What has suppression ever done but create walking talking powder kegs?

To be clear, I’m not interested in putting purely exploitative material out into the world, the only purpose of which is to debase and disgust. No thank you. I want to be provocative, yes, but in the pursuit of something with a point of view, where substance and style can achieve equilibrium.

In regard to violence (again, both physical and emotional), I feel a need to examine the act and its perpetrators in an attempt to understand why we behave the way we do, why we hurt each other, and to shine a light on the damage and the cost inflicted. The nature vs. nurture debate when it comes to violence can be spun into so many various and fascinating narratives, and ultimately the end result I’m striving for is a confluence of the thoughtful, unflinching, entertaining, and often uncomfortably humorous.

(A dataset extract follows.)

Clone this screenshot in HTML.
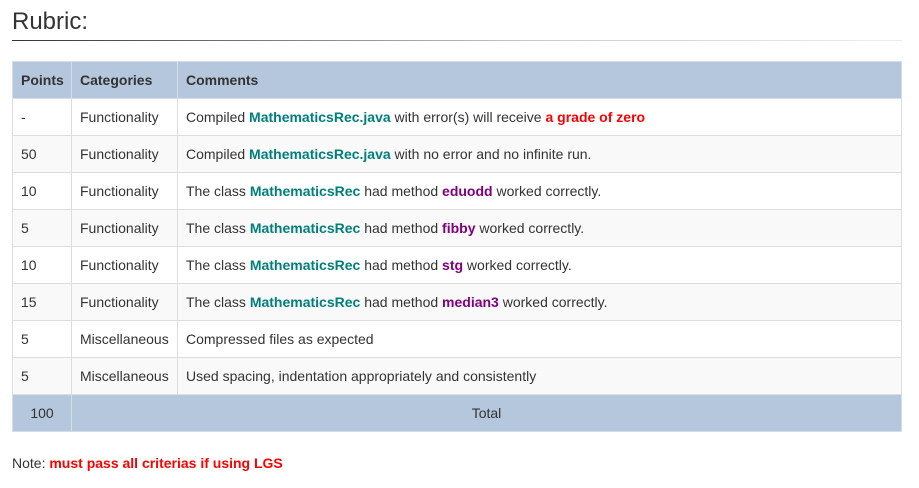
<!DOCTYPE html>
<html><head><style>
body{margin:0;background:#fff;font-family:"Liberation Sans",Arial,sans-serif;font-size:14px;color:#333;}
h2{position:absolute;left:12px;top:7px;margin:0;font-weight:normal;font-size:24px;line-height:30px;color:#333;}
.hr{position:absolute;left:12px;top:40px;width:890px;height:1px;background:linear-gradient(to right,#333,#ccc 60%,#eee);}
table{position:absolute;left:12px;top:61px;width:890px;border-collapse:collapse;table-layout:fixed;}
td,th{border:1px solid #ddd;height:36px;padding:0 8px;text-align:left;vertical-align:middle;white-space:nowrap;overflow:hidden;}
th{background:#b5c7dc;font-weight:bold;border-color:#d4dde8;}
tr:nth-child(odd) td{background:#f9f9f9;}
tr.tot td{background:#b5c7dc;border-color:#d4dde8;}
.t{color:#00807c;font-weight:bold}.p{color:#800080;font-weight:bold}.r{color:#f00;font-weight:bold}
.note{position:absolute;left:12px;top:455px;}
</style></head><body>
<h2>Rubric:</h2><div class="hr"></div>
<table>
<colgroup><col style="width:59px"><col style="width:106px"><col></colgroup>
<tr><th>Points</th><th>Categories</th><th>Comments</th></tr>
<tr><td>-</td><td>Functionality</td><td>Compiled <span class="t">MathematicsRec.java</span> with error(s) will receive <span class="r">a grade of zero</span></td></tr>
<tr><td>50</td><td>Functionality</td><td>Compiled <span class="t">MathematicsRec.java</span> with no error and no infinite run.</td></tr>
<tr><td>10</td><td>Functionality</td><td>The class <span class="t">MathematicsRec</span> had method <span class="p">eduodd</span> worked correctly.</td></tr>
<tr><td>5</td><td>Functionality</td><td>The class <span class="t">MathematicsRec</span> had method <span class="p">fibby</span> worked correctly.</td></tr>
<tr><td>10</td><td>Functionality</td><td>The class <span class="t">MathematicsRec</span> had method <span class="p">stg</span> worked correctly.</td></tr>
<tr><td>15</td><td>Functionality</td><td>The class <span class="t">MathematicsRec</span> had method <span class="p">median3</span> worked correctly.</td></tr>
<tr><td>5</td><td>Miscellaneous</td><td>Compressed files as expected</td></tr>
<tr><td>5</td><td>Miscellaneous</td><td>Used spacing, indentation appropriately and consistently</td></tr>
<tr class="tot"><td style="text-align:center">100</td><td colspan="2" style="text-align:center">Total</td></tr>
</table>
<div class="note">Note: <span class="r">must pass all criterias if using LGS</span></div>
</body></html>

Sometimes the results of my “investigations” are ambiguous because there aren’t any clear, obvious answers. And some of the best writing doesn’t provide answers, but rather inspires more questions. But that doesn’t mean I’m hiding behind fiction or afraid to assert an opinion. There are artists who are not compelled to explain or defend their work, but if so challenged I will stand behind anything I’ve created and enter into any reasonable debate about its merit, about its right to exist.

I’m curious to hear from other writers, readers, filmmakers, filmgoers, artists and consumers of art in general. What’s your opinion on violence in the arts, the impact it has on our society, and the responsibility of the artist?